The evolution of Andorra’s activities and economic structure has meant that the tax system has had to develop in parallel. The most significant change has been the shift from a tax system based almost entirely on indirect fees to the implementation of direct taxes.
The advantage? This direct taxation is homologous with other countries around the world.
Which entities collect tax in Andorra?
In Andorra, taxes are collected through the comús (local councils) and the government.

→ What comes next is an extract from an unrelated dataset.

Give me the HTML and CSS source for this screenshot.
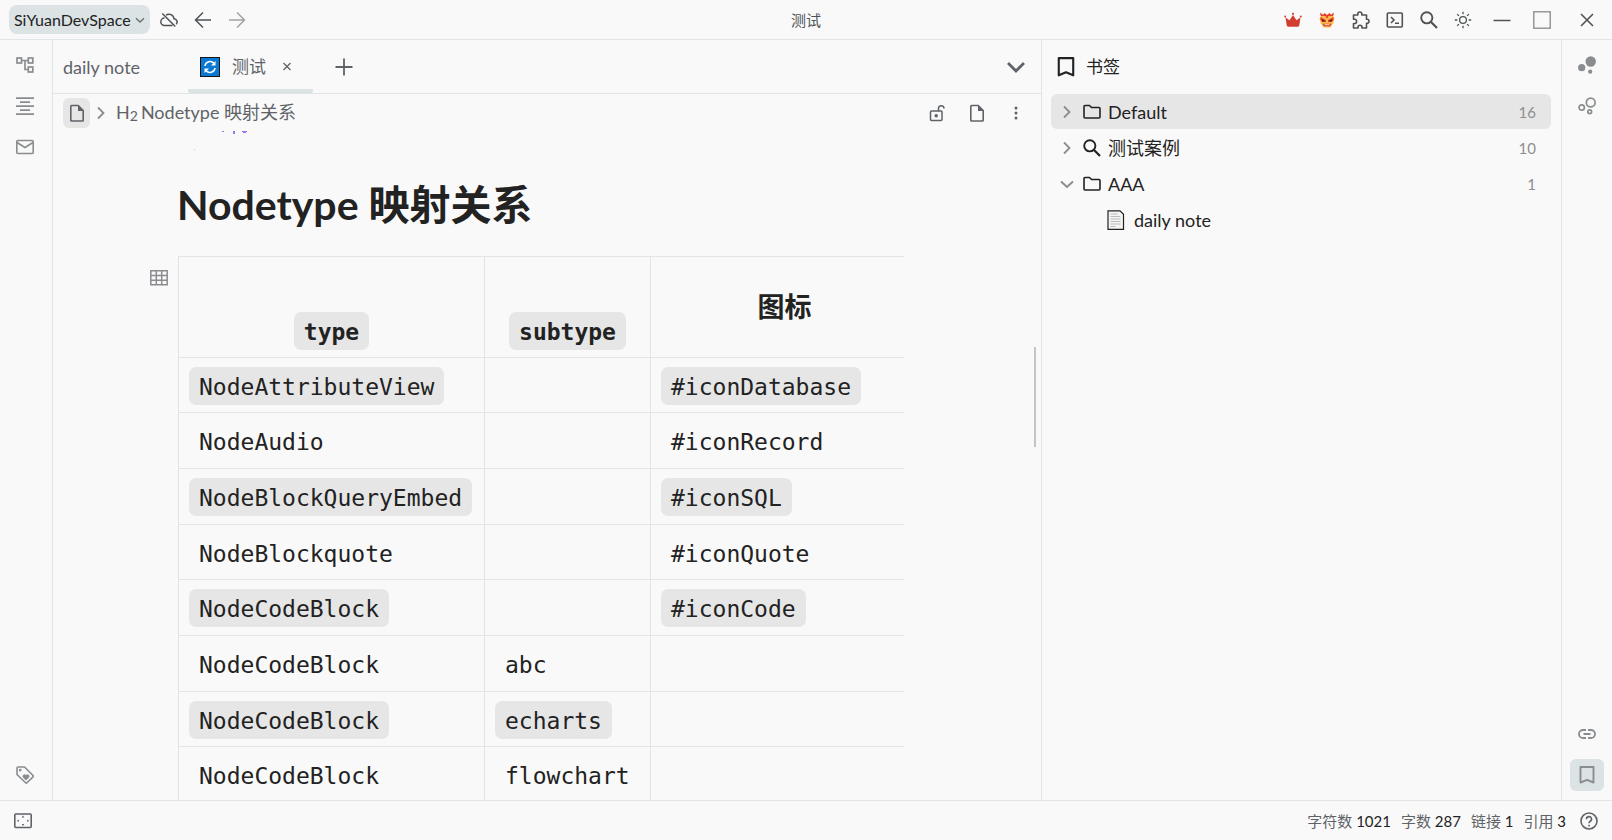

The comús are responsible for fulfilling the collection of taxes related to:
- Foc i lloc (fire and location)
- Rental income
- The establishment of commercial, business and professional activities
- Charges related to construction
Meanwhile, the Andorran Government is responsible for collecting the following taxes:
- Personal income tax (IRPF)
- Income tax for non-fiscal residents
- Corporation tax
- General Indirect Tax (IGI)
- Tax on capital gains from property transfers
- Tax on vehicle ownership
- Trademark Office fees
- Fees for registering as the owner of economic activities
- Court fees
- Fees for bingo play
These are the taxes that currently (2020) comprise the fiscal framework of Andorra and make it homologous with the other countries of the European Union and OECD.
Less tax burden; comparable conditions
Despite this, the taxes levied in Andorra are considerably lower than those in neighbouring countries, making our principality a highly attractive option for investment.
These tax advantages are especially interesting for technology, health and welfare, education, sport and tourism companies as well as those involved in international trade. The characteristics of these types of businesses make Andorra a fiscally desirable country that enables them to benefit from a lower tax burden on the closing of their annual accounts.